Few Voices Raised Against Contraception

In actual and sober fact, however, few voices are being publicly raised today against contraception as such. For more than a generation Catholics have been very reluctant to speak out against it in spite of the Church's plain teaching about it. Today's secularists are generally given a free pass to go on touting its claimed benefits while critics remain mostly silent. Those who do venture to say anything against it usually confine their criticisms to its known harmful physical effects, such as the pill's increased risk of heart disease or cancer, or the greater risk of sexually transmitted diseases for those relying on contraceptives in support of a promiscuous lifestyle. Hardly anybody today ever publicly dares to contend that contraception just might be morally wrong, which is what the Church teaches.

Even in the case of the HHS contraceptive mandate, few feel called upon to argue against contraception as such. Rather, most people (including most Catholic bishops), primarily stress that the mandate is a violation of the religious liberty of Catholics. Many even go so far as to assert that "it's not about contraception." Of course, it is a violation of the religious liberty of Catholics; and it must indeed be opposed on that basis, as the Church rightly is opposing it.

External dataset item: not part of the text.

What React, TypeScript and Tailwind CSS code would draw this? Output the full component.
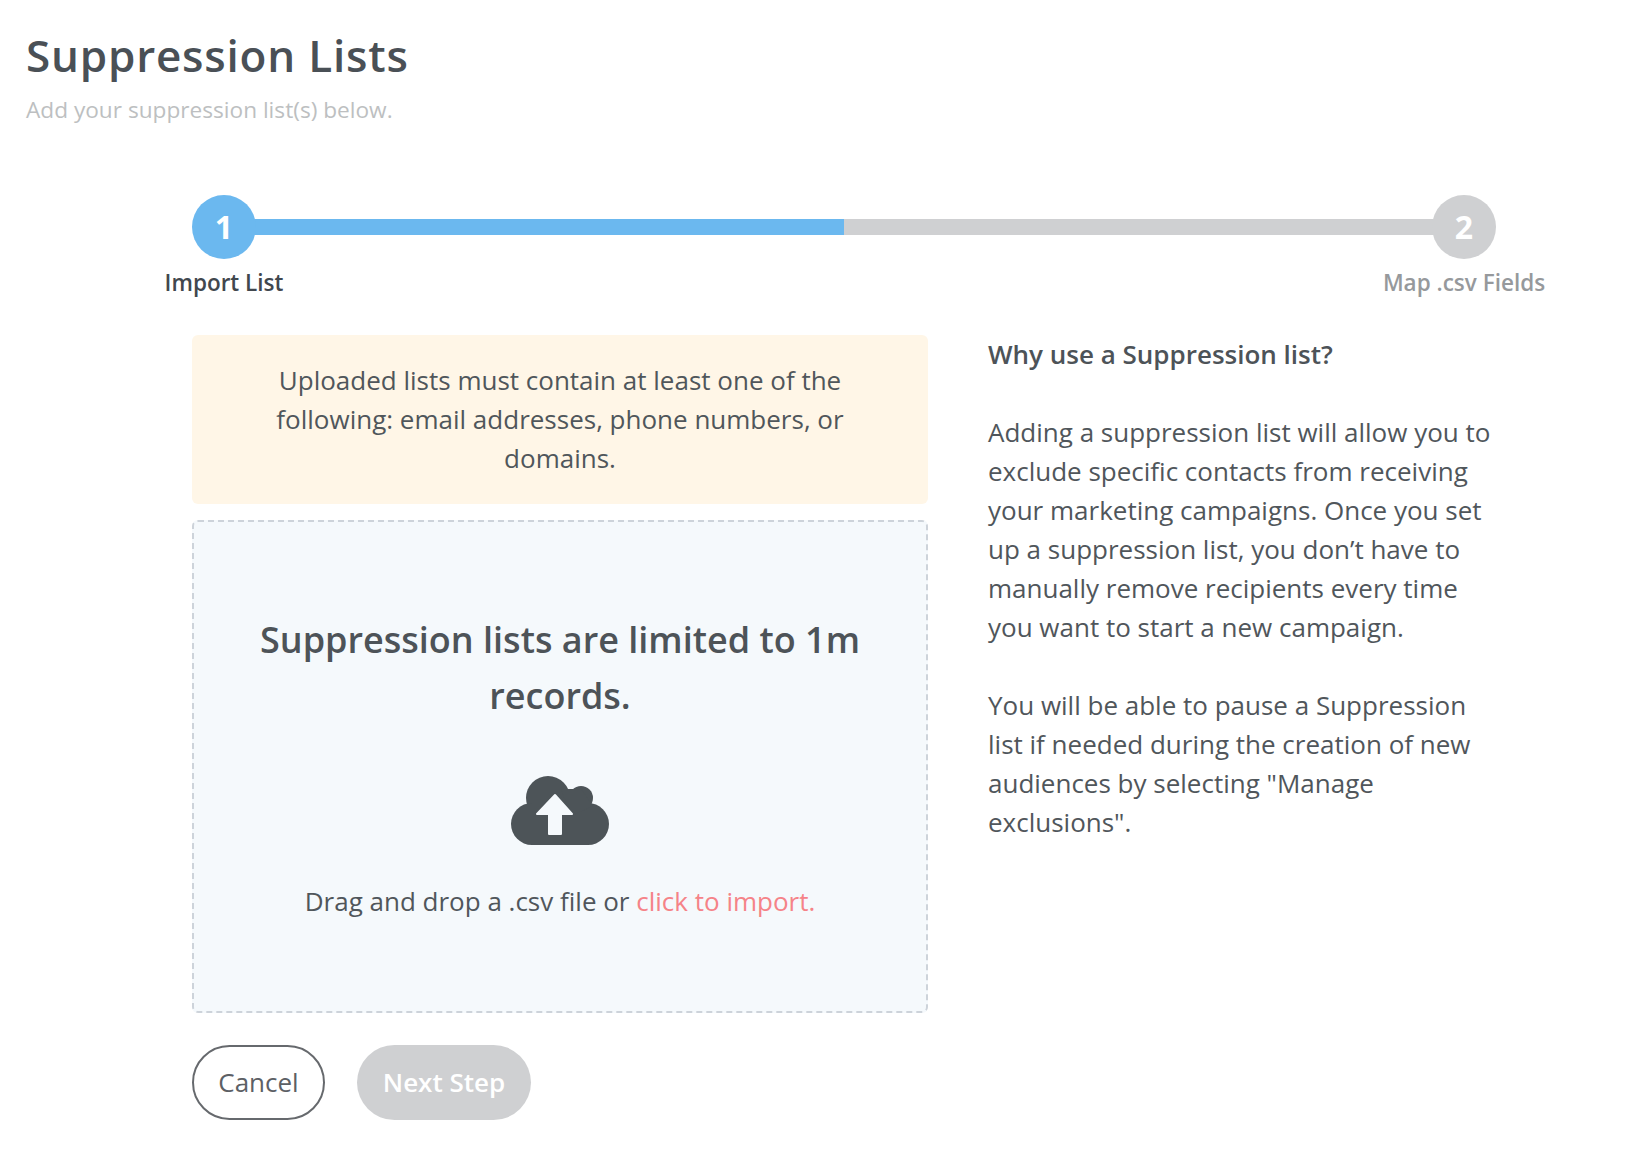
import { ReactNode } from "react";

function Step({ n, label, active }: { n: number; label: string; active: boolean }) {
  return (
    <div className="flex w-16 flex-col items-center">
      <div
        className={`z-10 flex h-16 w-16 items-center justify-center rounded-full text-[32px] font-bold text-white ${
          active ? "bg-[#6bb8ef]" : "bg-[#cfd0d2]"
        }`}
      >
        {n}
      </div>
      <div
        className={`mt-[9px] whitespace-nowrap text-[22.5px] leading-[30px] font-semibold ${
          active ? "text-[#41474e]" : "text-[#96999c]"
        }`}
      >
        {label}
      </div>
    </div>
  );
}

function Para({ children }: { children: ReactNode }) {
  return <p className="mb-[39px] text-[26px] leading-[39px] text-[#50565b]">{children}</p>;
}

export default function App() {
  return (
    <div className="min-h-[1150px] bg-white font-['Open_Sans','Noto_Sans',sans-serif] text-[#4a5056]">
      <div className="pl-[26px] pt-[24px]">
        <h1 className="text-[44px] leading-[62px] font-semibold tracking-[0.8px] text-[#4a5056]">Suppression Lists</h1>
        <p className="mt-[9px] text-[22.65px] leading-[30px] text-[#bdbfc1]">Add your suppression list(s) below.</p>
      </div>

      <div className="ml-[192px] mt-[70px] w-[1304px]">
        {/* stepper */}
        <div className="relative flex justify-between">
          <div className="absolute left-[32px] right-[32px] top-[24px] flex h-4">
            <div className="h-4 w-[620px] bg-[#6bb8ef]" />
            <div className="h-4 flex-1 bg-[#cfd0d2]" />
          </div>
          <Step n={1} label="Import List" active />
          <Step n={2} label="Map .csv Fields" active={false} />
        </div>

        <div className="mt-[37px] flex">
          <div className="w-[736px] shrink-0">
            <div className="rounded-[6px] bg-[#fff6e7] px-[60px] py-[26px] text-center text-[26px] leading-[39px] text-[#50565b]">
              Uploaded lists must contain at least one of the following: email addresses, phone numbers, or domains.
            </div>

            <div className="mt-4 flex h-[493px] flex-col items-center rounded-[6px] border-2 border-dashed border-[#cdd3da] bg-[#f5f9fc] px-[60px] pt-[90px] text-center">
              <h2 className="text-[36px] leading-[56px] font-semibold text-[#4d5358]">
                Suppression lists are limited to 1m records.
              </h2>
              <svg className="mt-[52px]" width="98" height="69" viewBox="0 0 98 69" fill="none">
                <g fill="#4d5458">
                  <circle cx="37" cy="22" r="22" />
                  <circle cx="70" cy="22" r="12" />
                  <circle cx="21" cy="48" r="21" />
                  <circle cx="77" cy="48" r="21" />
                  <rect x="21" y="20" width="56" height="49" />
                  <path d="M50 13H70L82 30L60 40Z" />
                </g>
                <path
                  fill="#f5f9fc"
                  stroke="#f5f9fc"
                  strokeWidth="2"
                  strokeLinejoin="round"
                  d="M44 19L61 38H50V58H38V38H26Z"
                />
              </svg>
              <p className="mt-[37px] text-[26px] leading-[39px] text-[#50565b]">
                Drag and drop a .csv file or <a className="text-[#f58388]">click to import.</a>
              </p>
            </div>

            <div className="mt-8 flex gap-8">
              <button className="h-[75px] w-[133px] rounded-full border-2 border-[#66696d] text-[26px] text-[#5c6065]">
                Cancel
              </button>
              <button className="h-[75px] w-[174px] rounded-full bg-[#cfd0d2] text-[26px] font-semibold text-white">
                Next Step
              </button>
            </div>
          </div>

          <div className="ml-[60px] w-[510px]">
            <h3 className="mb-[39px] text-[26px] leading-[39px] font-semibold text-[#4d5358]">Why use a Suppression list?</h3>
            <Para>
              Adding a suppression list will allow you to exclude specific contacts from receiving your marketing
              campaigns. Once you set up a suppression list, you don’t have to manually remove recipients every time you
              want to start a new campaign.
            </Para>
            <Para>
              You will be able to pause a Suppression list if needed during the creation of new audiences by selecting
              "Manage exclusions".
            </Para>
          </div>
        </div>
      </div>
    </div>
  );
}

But it also is about contraception. It represents a government attempt to impose the contraceptive imperative on the entire country, as Pope Paul VI warned in Humanae Vitae, and it must be opposed for that reason as well.

For the Church has not ceased to teach that contraception is morally wrong. This was once the teaching of all of Christianity. It remained in place virtually universally for centuries until, in 1929, the Church of England broke ranks and allowed its use in "hard cases" - a shift that was followed with unseemly haste in the next few years by nearly all organized Christian bodies (with the notable exception of the Catholic Church).

Soon contraception came to be allowed nearly everywhere, not just in hard cases but in all cases. This was bound to happen, for if contraception is not somehow intrinsically wrong (and hence might legitimately be employed in hard cases), why not in all cases? It follows. The Catholic Church virtually alone proved unable to accede to this logic. The great 1930 encyclical, Casti Connubii, was the answer of Pope Pius XI and the Catholic Church to the general abandonment nearly everywhere of the traditional teaching that had previously obtained universally within Christianity.

In Humanae Vitae, besides warning about the kind of government coercion which has come about with the HHS mandate, Pope Paul VI also predicted an increase "in conjugal infidelity and the general lowering of morality" and a loss of respect for women - consequences which leap to the eye in such cases as today's marriage break-ups or "hook-up culture." As the original enabler of the sexual revolution generally, contraception is responsible for these consequences.

So isn't it about time that Catholics got beyond today's almost ritual disclaimer in the case of the HHS mandate that "it's not about contraception"? How much worse does it have to get before some people finally begin to notice that it is bad? The whole issue is about contraception as much as it is about religious liberty, and we need to summon up the courage to say this plainly.

It is time that the contraceptive imperative got branded as the grave menace to any civilized and moral society that it manifestly is.